Since the fall of Saigon in 1975, there have been much discussion of why (and whether) America lost the war in Vietnam. The common belief is that the war was lost not on the battlefield but in Washington, DC. The stark facts, though, are that the Vietnam War was lost before the first American shot was fired. In fact, it was lost before the first French Expeditionary Corps shot, almost two decades earlier, and was finally lost when the South Vietnamese fought partly, then entirely, on their own.

Offering an informed narrative of the entire thirty-year war, this book seeks to explain why.
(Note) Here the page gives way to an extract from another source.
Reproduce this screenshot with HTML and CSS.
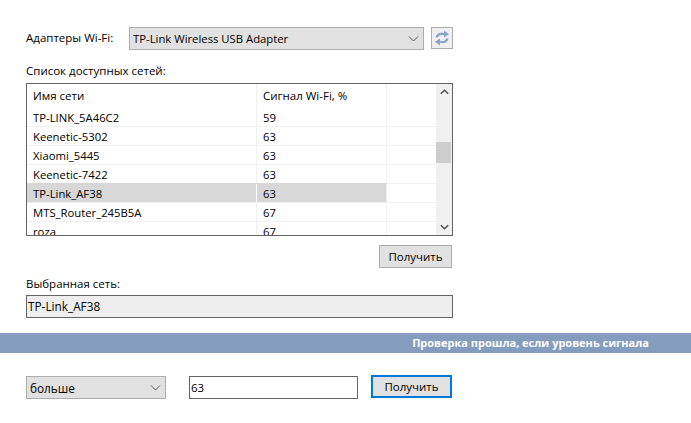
FILE: index.html
```html
<!DOCTYPE html>
<html lang="ru">
<head>
<meta charset="utf-8">
<title>Wi-Fi</title>
<link rel="stylesheet" href="styles.css">
</head>
<body>
<section class="panel">
  <div class="adapter-row">
    <span class="adapter-label">Адаптеры Wi-Fi:</span>
    <div class="combo combo-wide">
      <span>TP-Link Wireless USB Adapter</span>
      <svg class="chev" width="11" height="6" viewBox="0 0 11 6"><path d="M1 0.5 L5.5 5 L10 0.5" fill="none" stroke="#606060" stroke-width="1"/></svg>
    </div>
    <div class="refresh">
      <svg width="18" height="18" viewBox="0 0 18 18"><path d="M2.5 8.5 C3 4.5 7 3 11 4.2 L11 1.6 L16 5.3 L11 8.6 L11 6.3 C8 5.5 6 6 4.8 8.5 Z M15.5 9.5 C15 13.5 11 15 7 13.8 L7 16.4 L2 12.7 L7 9.4 L7 11.7 C10 12.5 12 12 13.2 9.5 Z" fill="#87a5c8"/></svg>
    </div>
  </div>
  <div class="list-title">Список доступных сетей:</div>
  <div class="list">
    <div class="list-body">
      <div class="row head"><div class="c1">Имя сети</div><div class="c2">Сигнал Wi-Fi, %</div><div class="c3"></div></div>
      <div class="row"><div class="c1">TP-LINK_5A46C2</div><div class="c2">59</div><div class="c3"></div></div>
      <div class="row"><div class="c1">Keenetic-5302</div><div class="c2">63</div><div class="c3"></div></div>
      <div class="row"><div class="c1">Xiaomi_5445</div><div class="c2">63</div><div class="c3"></div></div>
      <div class="row"><div class="c1">Keenetic-7422</div><div class="c2">63</div><div class="c3"></div></div>
      <div class="row selected"><div class="c1">TP-Link_AF38</div><div class="c2">63</div><div class="c3"></div></div>
      <div class="row"><div class="c1">MTS_Router_245B5A</div><div class="c2">67</div><div class="c3"></div></div>
      <div class="row"><div class="c1">roza</div><div class="c2">67</div><div class="c3"></div></div>
    </div>
    <div class="scrollbar">
      <svg width="9" height="6" viewBox="0 0 9 6"><path d="M0.8 4.8 L4.5 1.2 L8.2 4.8" fill="none" stroke="#505050" stroke-width="1.5"/></svg>
      <div class="track"><div class="thumb"></div></div>
      <svg width="9" height="6" viewBox="0 0 9 6"><path d="M0.8 1.2 L4.5 4.8 L8.2 1.2" fill="none" stroke="#505050" stroke-width="1.5"/></svg>
    </div>
  </div>
  <div class="action-row"><button class="btn btn-get">Получить</button></div>
  <div class="selected-title">Выбранная сеть:</div>
  <div class="readonly">TP-Link_AF38</div>
</section>
<div class="band"><span>Проверка прошла, если уровень сигнала</span></div>
<section class="check-row">
  <div class="combo combo-small">
    <span>больше</span>
    <svg class="chev" width="11" height="6" viewBox="0 0 11 6"><path d="M1 0.5 L5.5 5 L10 0.5" fill="none" stroke="#606060" stroke-width="1"/></svg>
  </div>
  <div class="input">63</div>
  <button class="btn btn-focus">Получить</button>
</section>
</body>
</html>
```
FILE: styles.css
```css
* { box-sizing: border-box; }
html, body { margin: 0; padding: 0; }
body {
  width: 691px;
  height: 423px;
  overflow: hidden;
  background: #fff;
  color: #000;
  font-family: "Open Sans", "Noto Sans", sans-serif;
  font-size: 11.5px;
  line-height: 16px;
}
.panel { padding: 27px 238px 0 26px; }
.adapter-row { display: flex; align-items: flex-start; height: 23px; }
.adapter-label { width: 103px; padding-top: 3px; }
.combo {
  display: flex;
  align-items: center;
  justify-content: space-between;
  height: 23px;
  background: #e1e1e1;
  border: 1px solid #adadad;
}
.combo-wide { width: 295px; padding: 0 3px; font-size: 11.3px; }
.combo-small { width: 140px; padding: 0 3px; font-size: 11.8px; }
.chev { margin-right: 1px; }
.refresh {
  width: 22px;
  height: 22px;
  margin-left: 7px;
  background: #f0f0f0;
  border: 1px solid #adadad;
  display: flex;
  align-items: center;
  justify-content: center;
}
.list-title { margin-top: 13px; height: 20px; }
.list {
  display: flex;
  height: 153px;
  border: 1px solid #646464;
}
.list-body { width: 409px; flex: none; height: 151px; overflow: hidden; }
.row { display: flex; height: 19px; line-height: 19px; border-bottom: 1px solid #f0f0f0; font-size: 11.3px; }
.row.head { height: 24px; line-height: 24px; border-bottom: 0; font-size: 11.5px; }
.row.head .c1, .row.head .c2, .row.head .c3 { height: 23px; }
.c1 { width: 230px; padding-left: 6px; border-right: 1px solid #f0f0f0; flex: none; }
.c2 { width: 130px; padding-left: 6px; border-right: 1px solid #f0f0f0; flex: none; }
.c3 { flex: 1; }
.row.selected .c1, .row.selected .c2 { background: #d7d7d7; box-shadow: 0 -1px 0 #d7d7d7; }
.row.selected .c1 { border-right-color: #fff; }
.scrollbar {
  width: 16px;
  flex: none;
  background: #f0f0f0;
  display: flex;
  flex-direction: column;
  align-items: center;
  padding: 5px 0;
}
.track { flex: 1; width: 100%; padding-top: 47px; }
.thumb { height: 21px; width: 15px; background: #cdcdcd; }
.action-row { display: flex; justify-content: flex-end; margin-top: 9px; padding-right: 1px; }
.btn {
  font: inherit;
  color: #000;
  padding: 0;
  height: 23px;
  background: #e1e1e1;
  border: 1px solid #adadad;
}
.btn-get { width: 73px; }
.selected-title { margin-top: 8px; height: 19px; }
.readonly {
  height: 23px;
  line-height: 21px;
  padding-left: 1px;
  font-size: 11.8px;
  background: #eeeeee;
  border: 1px solid #646464;
}
.band {
  display: flex;
  justify-content: flex-end;
  margin-top: 15px;
  height: 20px;
  padding-right: 42px;
  background: #849dbf;
  color: #fff;
  font-size: 11px;
  font-weight: 700;
  line-height: 19px;
}
.check-row { display: flex; align-items: flex-start; padding: 23px 0 0 26px; }
.input {
  width: 169px;
  height: 23px;
  margin-left: 23px;
  padding-left: 1px;
  line-height: 21px;
  background: #fff;
  border: 1px solid #646464;
}
.btn-focus { width: 81px; margin-left: 13px; margin-top: -1px; border: 2px solid #0078d7; }
```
Written by a combatant in six large battles and many smaller firefights who was also a leader with a full range of pacification duties, a commander who lost forty-three wonderful young men, Autopsy of an Unwinnable War is the result of a quest for answers by one who, after decades of wondering what it was all about, turned to a years-long search of French, American, and Vietnamese sources.

This is a story lived and revealed mainly by the people inside Vietnam who were directly involved in the war, from leaders in high positions down to the jungle boots and sandals level of the fighters—and among the Vietnamese who were living it. Because of what was happening inside Vietnam itself, no matter what policies and directives came out of Paris or Washington, or the influences in Moscow or Beijing, it is about a Vietnamese idea that would eventually triumph over bullets.